--- BEGIN ---

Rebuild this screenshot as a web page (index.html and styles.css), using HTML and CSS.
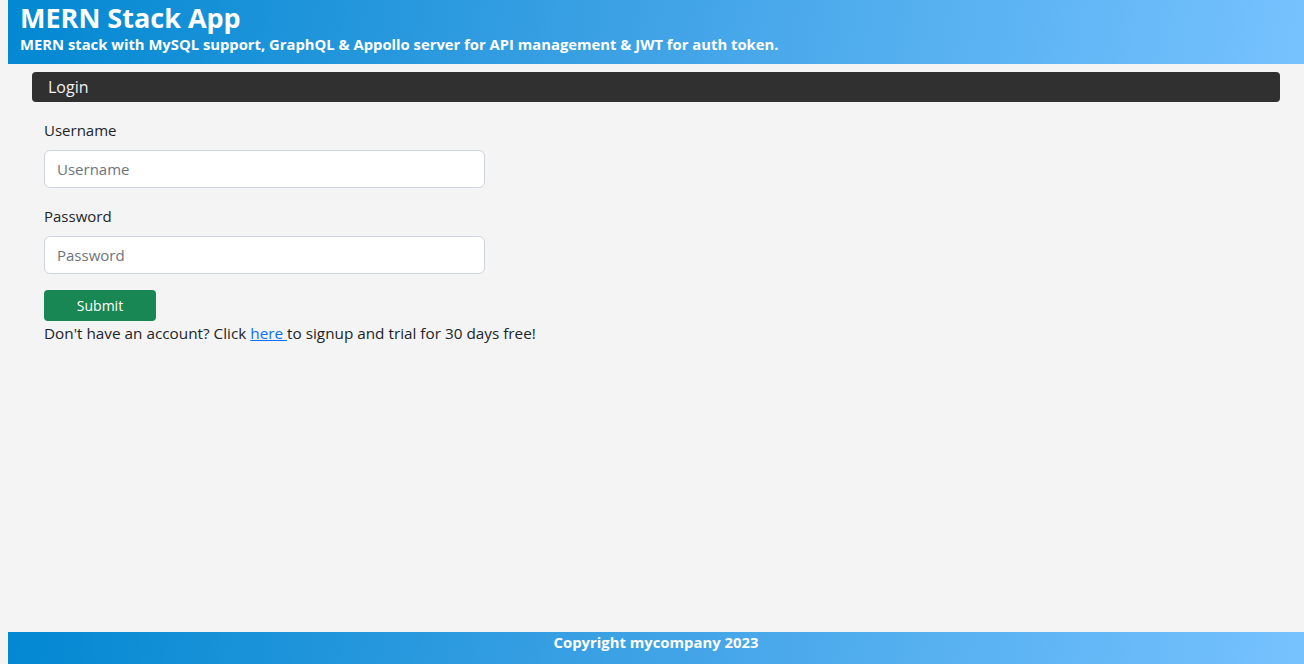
FILE: index.html
```html
<!DOCTYPE html>
<html lang="en">
<head>
<meta charset="utf-8">
<title>MERN Stack App</title>
<link rel="stylesheet" href="styles.css">
</head>
<body>
<div class="page">
  <header class="app-header">
    <h1 class="app-title">MERN Stack App</h1>
    <p class="app-subtitle">MERN stack with MySQL support, GraphQL &amp; Appollo server for API management &amp; JWT for auth token.</p>
  </header>
  <main class="main">
    <div class="card-head">Login</div>
    <form class="login-form">
      <div class="field">
        <label class="field-label" for="username">Username</label>
        <input class="field-input" id="username" type="text" placeholder="Username">
      </div>
      <div class="field">
        <label class="field-label" for="password">Password</label>
        <input class="field-input" id="password" type="password" placeholder="Password">
      </div>
      <button class="btn-submit" type="button">Submit</button>
      <p class="signup-note">Don't have an account? Click <a href="#" class="signup-link">here </a>to signup and trial for 30 days free!</p>
    </form>
  </main>
  <footer class="app-footer">Copyright mycompany 2023</footer>
</div>
</body>
</html>
```
FILE: styles.css
```css
* { box-sizing: border-box; }
html, body { height: 100%; }
body {
  margin: 0;
  padding-left: 8px;
  background: #f4f4f4;
  font-family: "Open Sans", "Noto Sans", sans-serif;
  color: #212529;
}
.page {
  min-height: 100%;
  display: flex;
  flex-direction: column;
}
.app-header {
  height: 64px;
  padding: 2px 12px 0;
  background: linear-gradient(100deg, #0288d1 0%, #3aa0e4 45%, #76c2fe 100%);
  color: #fff;
}
.app-title {
  margin: 0;
  font-size: 27px;
  line-height: 32px;
  font-weight: 700;
}
.app-subtitle {
  margin: 0;
  font-size: 14.8px;
  line-height: 20px;
  font-weight: 700;
}
.main {
  flex: 1;
  padding: 8px 24px 0;
}
.card-head {
  height: 30px;
  padding: 0 16px;
  line-height: 31px;
  background: #303030;
  color: #f0f0f0;
  border-radius: 4px;
  font-size: 16px;
}
.login-form {
  padding: 16px 12px 0;
}
.field { margin-bottom: 16px; }
.field-label {
  display: block;
  font-size: 15px;
  line-height: 24px;
  margin-bottom: 8px;
}
.field-input {
  display: block;
  width: 441px;
  height: 38px;
  padding: 6px 12px;
  border: 1px solid #ced4da;
  border-radius: 6px;
  background: #fff;
  font: inherit;
  font-size: 15px;
  color: #212529;
}
.field-input::placeholder { color: #6c757d; }
.btn-submit {
  display: block;
  width: 112px;
  height: 31px;
  border: 0;
  border-radius: 4px;
  background: #198754;
  color: #fff;
  font: inherit;
  font-size: 14px;
}
.signup-note {
  margin: 0;
  font-size: 15.3px;
  line-height: 24px;
}
.signup-link { color: #0d6efd; }
.app-footer {
  height: 32px;
  padding-top: 0;
  background: linear-gradient(100deg, #0288d1 0%, #3aa0e4 45%, #76c2fe 100%);
  color: #fff;
  text-align: center;
  font-weight: 700;
  font-size: 14.85px;
  line-height: 20px;
}
```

--- END ---

### TO DO
Copy the data exactly. Any picture it contains is to be omitted.

### COMPLETE OUTPUT
Rebuild this screenshot as a web page (index.html and styles.css), using HTML and CSS.
FILE: index.html
```html
<!DOCTYPE html>
<html lang="en">
<head>
<meta charset="utf-8">
<title>MERN Stack App</title>
<link rel="stylesheet" href="styles.css">
</head>
<body>
<div class="page">
  <header class="app-header">
    <h1 class="app-title">MERN Stack App</h1>
    <p class="app-subtitle">MERN stack with MySQL support, GraphQL &amp; Appollo server for API management &amp; JWT for auth token.</p>
  </header>
  <main class="main">
    <div class="card-head">Login</div>
    <form class="login-form">
      <div class="field">
        <label class="field-label" for="username">Username</label>
        <input class="field-input" id="username" type="text" placeholder="Username">
      </div>
      <div class="field">
        <label class="field-label" for="password">Password</label>
        <input class="field-input" id="password" type="password" placeholder="Password">
      </div>
      <button class="btn-submit" type="button">Submit</button>
      <p class="signup-note">Don't have an account? Click <a href="#" class="signup-link">here </a>to signup and trial for 30 days free!</p>
    </form>
  </main>
  <footer class="app-footer">Copyright mycompany 2023</footer>
</div>
</body>
</html>
```
FILE: styles.css
```css
* { box-sizing: border-box; }
html, body { height: 100%; }
body {
  margin: 0;
  padding-left: 8px;
  background: #f4f4f4;
  font-family: "Open Sans", "Noto Sans", sans-serif;
  color: #212529;
}
.page {
  min-height: 100%;
  display: flex;
  flex-direction: column;
}
.app-header {
  height: 64px;
  padding: 2px 12px 0;
  background: linear-gradient(100deg, #0288d1 0%, #3aa0e4 45%, #76c2fe 100%);
  color: #fff;
}
.app-title {
  margin: 0;
  font-size: 27px;
  line-height: 32px;
  font-weight: 700;
}
.app-subtitle {
  margin: 0;
  font-size: 14.8px;
  line-height: 20px;
  font-weight: 700;
}
.main {
  flex: 1;
  padding: 8px 24px 0;
}
.card-head {
  height: 30px;
  padding: 0 16px;
  line-height: 31px;
  background: #303030;
  color: #f0f0f0;
  border-radius: 4px;
  font-size: 16px;
}
.login-form {
  padding: 16px 12px 0;
}
.field { margin-bottom: 16px; }
.field-label {
  display: block;
  font-size: 15px;
  line-height: 24px;
  margin-bottom: 8px;
}
.field-input {
  display: block;
  width: 441px;
  height: 38px;
  padding: 6px 12px;
  border: 1px solid #ced4da;
  border-radius: 6px;
  background: #fff;
  font: inherit;
  font-size: 15px;
  color: #212529;
}
.field-input::placeholder { color: #6c757d; }
.btn-submit {
  display: block;
  width: 112px;
  height: 31px;
  border: 0;
  border-radius: 4px;
  background: #198754;
  color: #fff;
  font: inherit;
  font-size: 14px;
}
.signup-note {
  margin: 0;
  font-size: 15.3px;
  line-height: 24px;
}
.signup-link { color: #0d6efd; }
.app-footer {
  height: 32px;
  padding-top: 0;
  background: linear-gradient(100deg, #0288d1 0%, #3aa0e4 45%, #76c2fe 100%);
  color: #fff;
  text-align: center;
  font-weight: 700;
  font-size: 14.85px;
  line-height: 20px;
}
```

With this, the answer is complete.